### CHALLENGE
Skip every picture and transcribe the remaining material exactly.
►
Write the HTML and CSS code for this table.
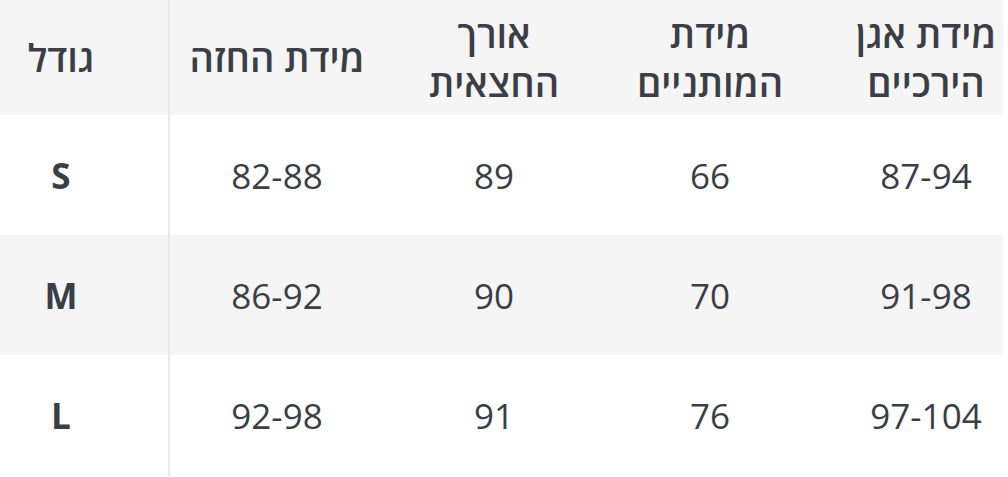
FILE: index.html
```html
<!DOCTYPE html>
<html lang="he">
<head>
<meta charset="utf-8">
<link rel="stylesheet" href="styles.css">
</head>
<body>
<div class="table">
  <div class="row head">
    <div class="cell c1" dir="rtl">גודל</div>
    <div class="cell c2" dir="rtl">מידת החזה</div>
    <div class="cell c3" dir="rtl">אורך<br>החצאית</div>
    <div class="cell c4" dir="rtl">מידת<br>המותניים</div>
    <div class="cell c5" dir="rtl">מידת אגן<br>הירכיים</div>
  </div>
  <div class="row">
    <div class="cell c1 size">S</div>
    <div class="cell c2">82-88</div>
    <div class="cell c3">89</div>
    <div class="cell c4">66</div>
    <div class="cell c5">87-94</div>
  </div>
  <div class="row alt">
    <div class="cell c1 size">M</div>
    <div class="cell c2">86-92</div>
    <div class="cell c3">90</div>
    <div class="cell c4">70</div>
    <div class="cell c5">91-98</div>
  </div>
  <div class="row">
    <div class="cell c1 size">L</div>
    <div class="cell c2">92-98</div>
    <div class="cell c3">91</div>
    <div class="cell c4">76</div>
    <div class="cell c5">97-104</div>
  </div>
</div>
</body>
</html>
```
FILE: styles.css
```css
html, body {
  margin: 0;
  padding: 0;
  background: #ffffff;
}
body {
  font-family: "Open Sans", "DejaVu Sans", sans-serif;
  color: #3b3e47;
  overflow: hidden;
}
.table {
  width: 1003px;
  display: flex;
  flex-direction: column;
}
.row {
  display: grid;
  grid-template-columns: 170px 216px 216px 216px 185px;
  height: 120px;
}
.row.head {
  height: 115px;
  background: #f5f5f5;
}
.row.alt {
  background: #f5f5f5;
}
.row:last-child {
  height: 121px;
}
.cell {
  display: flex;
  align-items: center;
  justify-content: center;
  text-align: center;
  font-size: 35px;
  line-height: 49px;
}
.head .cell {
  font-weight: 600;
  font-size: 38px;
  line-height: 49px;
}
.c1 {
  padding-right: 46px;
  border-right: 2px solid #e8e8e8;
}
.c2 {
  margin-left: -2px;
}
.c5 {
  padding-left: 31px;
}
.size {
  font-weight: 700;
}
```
◄
### OUTPUT OF THE TASK
Write the HTML and CSS code for this table.
FILE: index.html
```html
<!DOCTYPE html>
<html lang="he">
<head>
<meta charset="utf-8">
<link rel="stylesheet" href="styles.css">
</head>
<body>
<div class="table">
  <div class="row head">
    <div class="cell c1" dir="rtl">גודל</div>
    <div class="cell c2" dir="rtl">מידת החזה</div>
    <div class="cell c3" dir="rtl">אורך<br>החצאית</div>
    <div class="cell c4" dir="rtl">מידת<br>המותניים</div>
    <div class="cell c5" dir="rtl">מידת אגן<br>הירכיים</div>
  </div>
  <div class="row">
    <div class="cell c1 size">S</div>
    <div class="cell c2">82-88</div>
    <div class="cell c3">89</div>
    <div class="cell c4">66</div>
    <div class="cell c5">87-94</div>
  </div>
  <div class="row alt">
    <div class="cell c1 size">M</div>
    <div class="cell c2">86-92</div>
    <div class="cell c3">90</div>
    <div class="cell c4">70</div>
    <div class="cell c5">91-98</div>
  </div>
  <div class="row">
    <div class="cell c1 size">L</div>
    <div class="cell c2">92-98</div>
    <div class="cell c3">91</div>
    <div class="cell c4">76</div>
    <div class="cell c5">97-104</div>
  </div>
</div>
</body>
</html>
```
FILE: styles.css
```css
html, body {
  margin: 0;
  padding: 0;
  background: #ffffff;
}
body {
  font-family: "Open Sans", "DejaVu Sans", sans-serif;
  color: #3b3e47;
  overflow: hidden;
}
.table {
  width: 1003px;
  display: flex;
  flex-direction: column;
}
.row {
  display: grid;
  grid-template-columns: 170px 216px 216px 216px 185px;
  height: 120px;
}
.row.head {
  height: 115px;
  background: #f5f5f5;
}
.row.alt {
  background: #f5f5f5;
}
.row:last-child {
  height: 121px;
}
.cell {
  display: flex;
  align-items: center;
  justify-content: center;
  text-align: center;
  font-size: 35px;
  line-height: 49px;
}
.head .cell {
  font-weight: 600;
  font-size: 38px;
  line-height: 49px;
}
.c1 {
  padding-right: 46px;
  border-right: 2px solid #e8e8e8;
}
.c2 {
  margin-left: -2px;
}
.c5 {
  padding-left: 31px;
}
.size {
  font-weight: 700;
}
```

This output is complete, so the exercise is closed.